— START SUPPLIED INFORMATION —

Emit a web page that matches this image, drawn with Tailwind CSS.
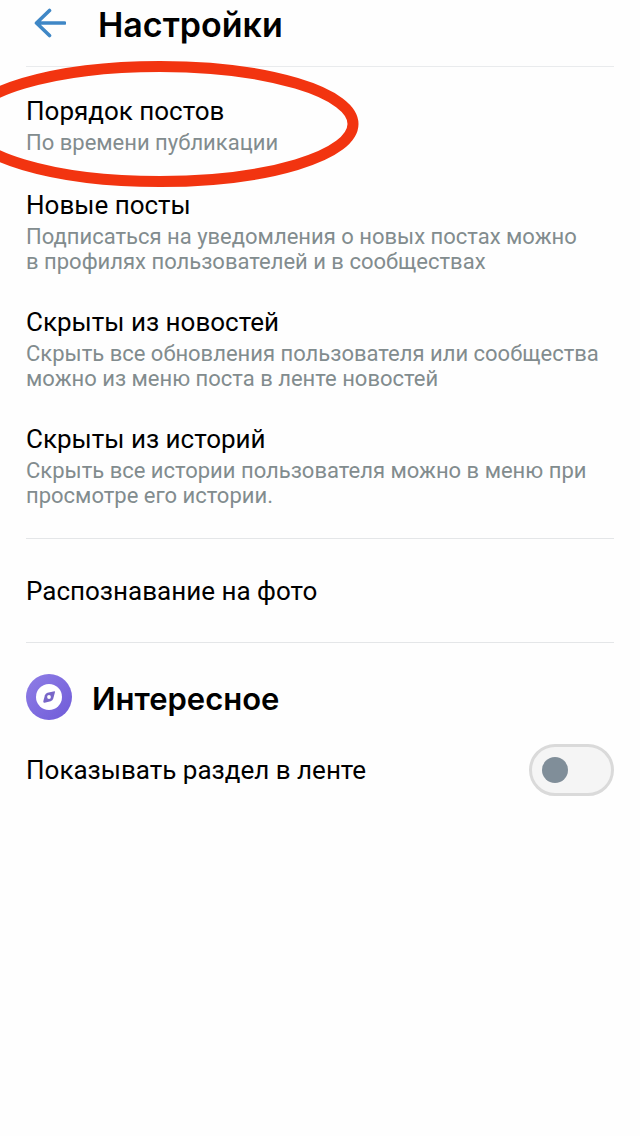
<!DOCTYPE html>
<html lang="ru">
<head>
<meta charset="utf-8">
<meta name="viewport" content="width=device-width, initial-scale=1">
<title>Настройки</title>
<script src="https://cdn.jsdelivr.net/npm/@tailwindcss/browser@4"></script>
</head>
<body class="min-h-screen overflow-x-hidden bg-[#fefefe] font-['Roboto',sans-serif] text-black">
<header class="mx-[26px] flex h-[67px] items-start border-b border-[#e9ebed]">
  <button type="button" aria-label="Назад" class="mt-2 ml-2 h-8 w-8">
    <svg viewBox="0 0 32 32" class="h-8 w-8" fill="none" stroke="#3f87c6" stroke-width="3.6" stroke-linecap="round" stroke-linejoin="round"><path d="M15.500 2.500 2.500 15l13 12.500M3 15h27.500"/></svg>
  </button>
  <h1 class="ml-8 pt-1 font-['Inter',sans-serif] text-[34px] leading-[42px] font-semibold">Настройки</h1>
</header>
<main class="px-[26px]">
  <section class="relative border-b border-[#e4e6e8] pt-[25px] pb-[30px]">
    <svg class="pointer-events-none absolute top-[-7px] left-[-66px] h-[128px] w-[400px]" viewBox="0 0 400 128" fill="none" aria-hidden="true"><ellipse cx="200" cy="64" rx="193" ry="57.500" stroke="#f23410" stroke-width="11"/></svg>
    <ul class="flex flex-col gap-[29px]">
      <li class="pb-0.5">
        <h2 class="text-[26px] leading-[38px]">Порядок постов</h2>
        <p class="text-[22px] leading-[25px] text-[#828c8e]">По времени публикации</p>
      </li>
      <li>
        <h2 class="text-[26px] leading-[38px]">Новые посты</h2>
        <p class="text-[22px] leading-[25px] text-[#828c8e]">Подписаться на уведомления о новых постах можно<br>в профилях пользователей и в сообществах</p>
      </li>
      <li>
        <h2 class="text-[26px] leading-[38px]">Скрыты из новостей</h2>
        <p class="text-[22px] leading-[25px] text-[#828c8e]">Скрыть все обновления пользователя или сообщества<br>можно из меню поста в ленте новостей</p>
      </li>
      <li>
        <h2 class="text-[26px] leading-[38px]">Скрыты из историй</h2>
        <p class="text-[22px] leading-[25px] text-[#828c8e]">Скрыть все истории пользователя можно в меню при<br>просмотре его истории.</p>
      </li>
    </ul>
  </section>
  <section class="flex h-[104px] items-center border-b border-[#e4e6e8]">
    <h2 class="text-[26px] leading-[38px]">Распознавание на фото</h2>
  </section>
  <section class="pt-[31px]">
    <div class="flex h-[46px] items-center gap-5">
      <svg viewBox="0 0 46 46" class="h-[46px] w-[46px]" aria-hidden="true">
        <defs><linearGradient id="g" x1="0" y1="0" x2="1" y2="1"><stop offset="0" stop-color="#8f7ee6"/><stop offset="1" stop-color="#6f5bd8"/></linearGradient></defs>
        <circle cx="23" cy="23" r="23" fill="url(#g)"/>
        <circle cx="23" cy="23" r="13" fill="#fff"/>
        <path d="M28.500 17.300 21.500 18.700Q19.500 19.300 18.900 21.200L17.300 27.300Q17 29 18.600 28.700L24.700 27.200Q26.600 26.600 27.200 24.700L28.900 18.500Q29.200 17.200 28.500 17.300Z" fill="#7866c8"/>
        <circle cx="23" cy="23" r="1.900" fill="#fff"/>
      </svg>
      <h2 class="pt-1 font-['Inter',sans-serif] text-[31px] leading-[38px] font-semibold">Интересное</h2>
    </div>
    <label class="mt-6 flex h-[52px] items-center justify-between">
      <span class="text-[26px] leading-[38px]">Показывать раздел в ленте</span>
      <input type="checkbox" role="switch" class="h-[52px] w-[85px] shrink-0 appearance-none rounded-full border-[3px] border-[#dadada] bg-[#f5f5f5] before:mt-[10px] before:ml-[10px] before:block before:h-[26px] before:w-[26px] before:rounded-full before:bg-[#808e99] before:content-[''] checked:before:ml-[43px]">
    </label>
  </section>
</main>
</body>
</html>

— END SUPPLIED INFORMATION —
— START SUPPLIED INFORMATION —

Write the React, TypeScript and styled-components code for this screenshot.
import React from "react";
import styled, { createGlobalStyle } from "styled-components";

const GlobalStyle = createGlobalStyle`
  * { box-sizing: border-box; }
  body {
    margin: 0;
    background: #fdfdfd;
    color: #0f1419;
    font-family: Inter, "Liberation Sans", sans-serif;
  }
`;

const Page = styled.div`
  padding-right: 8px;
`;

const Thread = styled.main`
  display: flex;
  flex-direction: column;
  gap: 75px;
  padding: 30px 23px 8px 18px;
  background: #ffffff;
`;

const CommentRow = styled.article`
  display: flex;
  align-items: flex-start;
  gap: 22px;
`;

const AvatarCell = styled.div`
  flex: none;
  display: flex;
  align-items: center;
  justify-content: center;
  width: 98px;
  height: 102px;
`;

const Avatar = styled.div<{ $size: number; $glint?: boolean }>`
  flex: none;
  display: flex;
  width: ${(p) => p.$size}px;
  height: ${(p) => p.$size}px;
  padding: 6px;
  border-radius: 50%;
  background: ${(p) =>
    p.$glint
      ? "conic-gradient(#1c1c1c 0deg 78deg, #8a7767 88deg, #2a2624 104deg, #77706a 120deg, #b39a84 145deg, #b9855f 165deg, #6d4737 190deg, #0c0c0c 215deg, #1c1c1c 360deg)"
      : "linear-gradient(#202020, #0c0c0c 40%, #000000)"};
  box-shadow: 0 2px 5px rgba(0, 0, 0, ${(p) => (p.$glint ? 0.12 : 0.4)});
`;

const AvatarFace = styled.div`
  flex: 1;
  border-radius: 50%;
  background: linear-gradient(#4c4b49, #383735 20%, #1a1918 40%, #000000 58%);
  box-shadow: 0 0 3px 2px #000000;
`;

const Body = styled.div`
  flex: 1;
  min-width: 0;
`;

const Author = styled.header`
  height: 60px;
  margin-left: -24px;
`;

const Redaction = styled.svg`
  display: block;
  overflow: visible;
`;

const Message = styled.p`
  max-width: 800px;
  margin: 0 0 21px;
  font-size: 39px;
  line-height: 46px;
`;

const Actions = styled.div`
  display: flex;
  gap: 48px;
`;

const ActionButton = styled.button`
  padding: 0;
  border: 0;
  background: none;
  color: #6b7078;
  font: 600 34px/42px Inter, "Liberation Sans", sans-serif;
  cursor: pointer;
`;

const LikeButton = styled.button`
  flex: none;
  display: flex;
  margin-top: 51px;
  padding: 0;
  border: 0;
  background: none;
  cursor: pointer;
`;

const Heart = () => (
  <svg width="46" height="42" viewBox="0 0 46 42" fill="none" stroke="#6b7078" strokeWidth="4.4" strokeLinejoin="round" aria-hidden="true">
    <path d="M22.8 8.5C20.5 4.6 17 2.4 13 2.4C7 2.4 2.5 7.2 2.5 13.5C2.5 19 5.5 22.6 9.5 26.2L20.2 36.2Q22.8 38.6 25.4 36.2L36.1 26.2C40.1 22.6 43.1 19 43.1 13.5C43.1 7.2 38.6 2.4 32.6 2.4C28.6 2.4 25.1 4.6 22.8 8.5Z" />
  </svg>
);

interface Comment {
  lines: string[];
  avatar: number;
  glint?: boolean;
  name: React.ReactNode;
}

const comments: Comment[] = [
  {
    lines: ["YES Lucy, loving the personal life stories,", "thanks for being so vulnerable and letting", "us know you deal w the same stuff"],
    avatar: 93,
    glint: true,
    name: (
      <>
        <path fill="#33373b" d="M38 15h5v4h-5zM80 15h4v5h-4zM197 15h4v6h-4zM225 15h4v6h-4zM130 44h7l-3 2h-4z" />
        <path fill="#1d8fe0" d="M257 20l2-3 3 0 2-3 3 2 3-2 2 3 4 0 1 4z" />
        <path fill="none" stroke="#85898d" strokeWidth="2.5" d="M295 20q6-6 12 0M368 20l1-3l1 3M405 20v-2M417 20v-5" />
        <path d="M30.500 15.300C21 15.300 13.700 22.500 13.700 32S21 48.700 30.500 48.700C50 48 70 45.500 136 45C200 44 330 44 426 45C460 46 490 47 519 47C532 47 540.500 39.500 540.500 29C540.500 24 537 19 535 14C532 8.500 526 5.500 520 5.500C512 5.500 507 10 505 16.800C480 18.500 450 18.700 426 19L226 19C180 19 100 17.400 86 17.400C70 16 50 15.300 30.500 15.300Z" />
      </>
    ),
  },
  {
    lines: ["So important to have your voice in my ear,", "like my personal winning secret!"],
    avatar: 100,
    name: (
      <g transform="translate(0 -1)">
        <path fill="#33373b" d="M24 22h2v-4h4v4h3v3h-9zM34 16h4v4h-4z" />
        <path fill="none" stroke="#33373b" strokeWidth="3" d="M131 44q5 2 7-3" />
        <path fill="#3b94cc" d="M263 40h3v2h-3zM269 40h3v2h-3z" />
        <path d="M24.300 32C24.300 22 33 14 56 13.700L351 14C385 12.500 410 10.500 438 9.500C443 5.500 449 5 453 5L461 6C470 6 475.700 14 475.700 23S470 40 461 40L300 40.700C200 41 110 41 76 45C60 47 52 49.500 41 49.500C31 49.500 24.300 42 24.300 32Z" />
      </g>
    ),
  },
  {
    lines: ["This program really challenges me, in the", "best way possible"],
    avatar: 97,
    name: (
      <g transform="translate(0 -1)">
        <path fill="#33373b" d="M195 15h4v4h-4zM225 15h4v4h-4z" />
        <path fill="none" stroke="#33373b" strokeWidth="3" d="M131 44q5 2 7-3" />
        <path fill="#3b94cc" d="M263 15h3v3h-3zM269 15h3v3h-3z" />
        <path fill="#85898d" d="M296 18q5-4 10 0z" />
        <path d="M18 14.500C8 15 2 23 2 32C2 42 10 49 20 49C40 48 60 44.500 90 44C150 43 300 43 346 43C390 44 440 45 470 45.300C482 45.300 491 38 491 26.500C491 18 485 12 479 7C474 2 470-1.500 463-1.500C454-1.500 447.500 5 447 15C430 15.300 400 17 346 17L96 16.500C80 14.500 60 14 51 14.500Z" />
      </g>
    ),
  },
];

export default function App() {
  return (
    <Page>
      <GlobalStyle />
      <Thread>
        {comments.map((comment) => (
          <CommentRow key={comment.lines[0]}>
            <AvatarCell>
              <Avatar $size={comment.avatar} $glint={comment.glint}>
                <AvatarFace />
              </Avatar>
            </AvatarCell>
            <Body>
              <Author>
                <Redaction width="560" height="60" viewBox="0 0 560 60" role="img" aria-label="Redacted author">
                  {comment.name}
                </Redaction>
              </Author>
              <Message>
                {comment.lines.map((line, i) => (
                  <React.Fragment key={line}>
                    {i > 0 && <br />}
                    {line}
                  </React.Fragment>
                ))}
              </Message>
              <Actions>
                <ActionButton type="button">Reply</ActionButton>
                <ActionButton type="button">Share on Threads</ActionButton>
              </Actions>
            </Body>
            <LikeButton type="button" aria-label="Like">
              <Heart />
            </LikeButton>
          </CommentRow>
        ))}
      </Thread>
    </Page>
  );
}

— END SUPPLIED INFORMATION —

* YOUR GOAL
In the listing above, locate each line with "components" and copy it.

* WRITTEN ANSWER
Write the React, TypeScript and styled-components code for this screenshot.
import styled, { createGlobalStyle } from "styled-components";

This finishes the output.